Pot clubs in Ashland must wait for answers

December 01, 2005

Karen Holzmeister, Oakland Tribune

People for and against medical marijuana clinics in unincorporated areas were looking for answers Thursday.

But an appeals panel, which spent an hour listening to testimony about two Ashland cannabis clubs that were denied operating permits, did not have any.

The four-member panel of Alameda County administrators listened impassively to emotional and occasionally tearful speakers before sheriff's Capt. William Eskridge, who served as the meeting's chairman, said written decisions would be delivered in 10 days.

Those judgments, whether pro or con, are likely to spur further appeals to county supervisors about where pot shops can operate in communities such as Ashland, Castro Valley, Cherryland and San Lorenzo.

The Health Center and The Alameda County Resource Center were front and center Thursday. Both were denied permits initially because they were too close to schools and, in the case of the resource center, an Alcoholics Anonymous meeting hall.

Tony Dowden said he comes to Ashland from Santa Clara for marijuana to relieve pain from osteoarthritis and rheumatoid arthritis.

The Alameda County Resource Center, one of the clinics seeking permits, "is like home," and a place where "there's nothing to be afraid of."

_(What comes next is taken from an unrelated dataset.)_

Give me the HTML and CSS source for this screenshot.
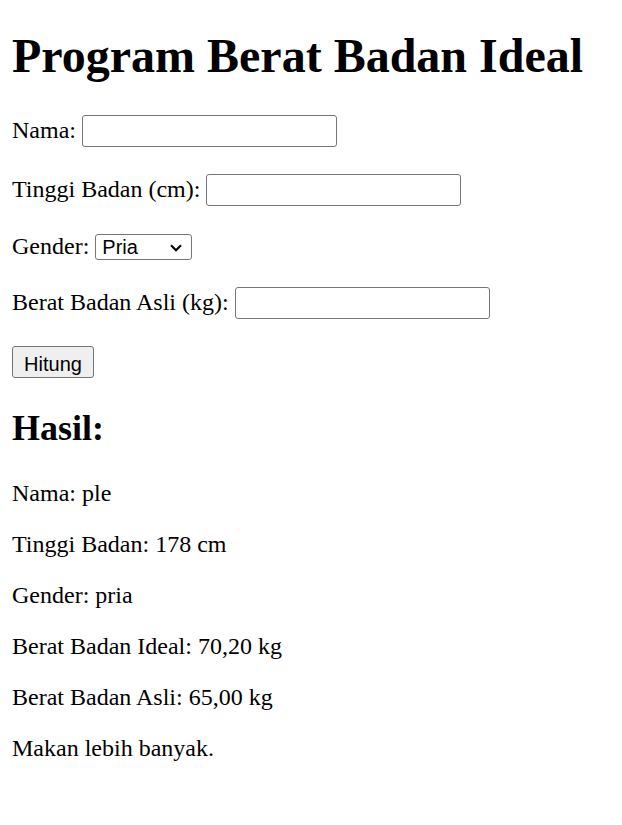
FILE: index.html
```html
<!DOCTYPE html>
<html>
<head>
<meta charset="utf-8">
<title>Program Berat Badan Ideal</title>
<link rel="stylesheet" href="styles.css">
</head>
<body>
<h1 class="title">Program Berat Badan Ideal</h1>
<form class="form">
  <div class="row"><label class="label">Nama:</label><input class="field" type="text"></div>
  <div class="row"><label class="label">Tinggi Badan (cm):</label><input class="field" type="text"></div>
  <div class="row row-select"><label class="label">Gender:</label><span class="select-wrap"><select class="select"><option>Pria</option><option>Wanita</option></select><svg class="chevron" width="12" height="8" viewBox="0 0 12 8"><polyline points="1,1.2 6,6.2 11,1.2" fill="none" stroke="#000" stroke-width="2.2"/></svg></span></div>
  <div class="row"><label class="label">Berat Badan Asli (kg):</label><input class="field" type="text"></div>
  <div class="row row-btn"><button class="btn" type="button">Hitung</button></div>
</form>
<h2 class="subtitle">Hasil:</h2>
<p class="line">Nama: ple</p>
<p class="line">Tinggi Badan: 178 cm</p>
<p class="line">Gender: pria</p>
<p class="line">Berat Badan Ideal: 70,20 kg</p>
<p class="line">Berat Badan Asli: 65,00 kg</p>
<p class="line">Makan lebih banyak.</p>
</body>
</html>
```

FILE: styles.css
```css
html {
  background: #fff;
}
body {
  margin: 0;
  padding: 29px 12px 12px;
  font-family: "Liberation Serif", "Times New Roman", serif;
  font-size: 24px;
  line-height: 27px;
  color: #000;
}
.title {
  font-size: 48px;
  line-height: 53px;
  font-weight: bold;
  margin: 0 0 32px;
}
.form {
  margin: 0;
}
.row {
  display: flex;
  align-items: flex-start;
  gap: 6px;
  margin: 24px 0;
}
.label {
  margin-top: 3px;
}
.row-select .label {
  margin-top: 1px;
}
.field {
  box-sizing: border-box;
  width: 255px;
  height: 32px;
  margin: 1px 0 2px;
  border: 1px solid #767676;
  border-radius: 3px;
  padding: 1px 3px;
  font-family: "Liberation Sans", Arial, sans-serif;
  font-size: 20px;
  background: #fff;
}
.select-wrap {
  position: relative;
  display: block;
  margin: 2px 0 2px;
  height: 26px;
}
.select {
  -webkit-appearance: none;
  appearance: none;
  display: block;
  box-sizing: border-box;
  width: 97px;
  height: 26px;
  margin: 0;
  border: 1px solid #767676;
  border-radius: 3px;
  padding: 1px 0 0 6px;
  font-family: "Liberation Sans", Arial, sans-serif;
  font-size: 20px;
  line-height: 23px;
  background: #fff;
  color: #000;
}
.chevron {
  position: absolute;
  left: 75px;
  top: 10px;
  pointer-events: none;
}
.btn {
  box-sizing: border-box;
  width: 82px;
  height: 32px;
  margin-top: 1px;
  border: 1px solid #767676;
  border-radius: 3px;
  background: #efefef;
  font-family: "Liberation Sans", Arial, sans-serif;
  font-size: 20px;
  line-height: 23px;
  color: #000;
  padding: 5px 0 0;
}
.subtitle {
  font-size: 36px;
  line-height: 41px;
  font-weight: bold;
  margin: 30px 0 31px;
}
.line {
  margin: 24px 0;
}
```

Dowden and John Bain of Fremont, who has Crohn's disease, said resource center operators provide them with marijuana, even when they do not have money, to avoid trips to the hospital.

But San Lorenzan Peter Hagberg and Nancy Van Huffel, the San Lorenzo Village Homes Association administrator, urged the panel to adhere to the ordinance, which prohibits medical marijuana clinics within 1,000 feet of a school and other facilities.

Hagberg said he sees too many men in their 20s and 30s at the clinics who do not look like they need marijuana for medical reasons. They are, he claimed, "very healthy, not sick" and don't look like they care for people who are ill.

Six clinics are now open in Ashland and Cherryland, but their numbers will be reduced to three under a county ordinance adopted by supervisors earlier this year. The three dispensaries must be in separate, specifically defined geographic areas and receive county permits.

Jack Norton, who operates The Health Center, and Paul Baerwald, who described himself as the "proprietor" of the Alameda County Resource Center, both asked for time to find new locations.

Since their applications were rejected only on the basis of location, those documents should be approved if an appropriate site is found, they added.

"I have been personally looking and working with several Realtors in order to find an ideal location," Norton told the panel. "The Health Center is one of the only dispensaries in the area which has not been subject to an armed robbery or violent crime."

One Cherryland dispensary has tentative approval, and applications submitted by three other dispensaries in Cherryland and Ashland are still being reviewed.